The existence of a vertex between two nodes signifies that the two characters have had some level of verbal interaction during the film.
Vincent, Jules and Butch all have the highest level of interactions with other characters (they have the most vertices linked to other nodes) making them the most likely main characters.
Marsellus and English Dave (Club owner for Marsellus) are the two characters that bring Vincent, Jules and Butch together.
Butch and Fabienne can be seen to be close as their transition probabilities to each other are 0.57 and 0.88. The same applies to Honeybunny and Pumpkin, with their transition probabilities of 0.75 and 0.51.
The existence of smaller sub-networks suggest side-stories within the film. Butch vs Jules and Vincent, Mia and Vincent, Butch, Zed and Maynard.
A more fully connected Markov chain with fewer main characters might suggest the opposite of this.

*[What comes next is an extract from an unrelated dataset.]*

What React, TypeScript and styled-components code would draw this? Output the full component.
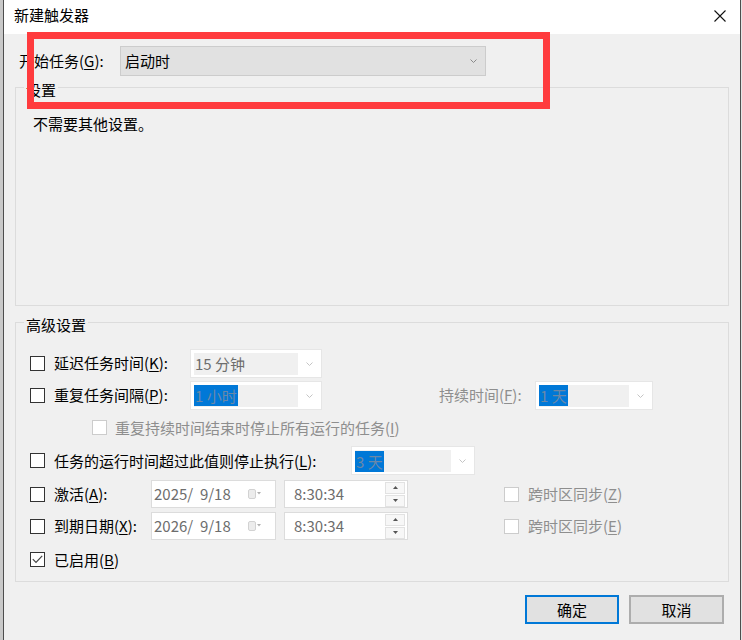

After much data munging, prepping, exploratory analysis and machine learning, the machine did indeed successfully discover the three main points we set out to find:

Key characters are clearly Vincent, Jules and Butch however Marsellus is the pivotal character which joins the parties together

• There are several different relationships seen throughout the movie; the strongest being between Pumpkin and Honeybunny, and Butch and Fabienne

• The existence of subplots suggested by appearance of detached networks of character interactions
o Butch vs. Vincent and Jules
o Vincent and Mia

Final notes:
One sadistic chap after the BIMA presentation suggested looking at the entirety of Game of Thrones and running a similar analysis. If anybody has a couple of spare months, this would be an incredible piece!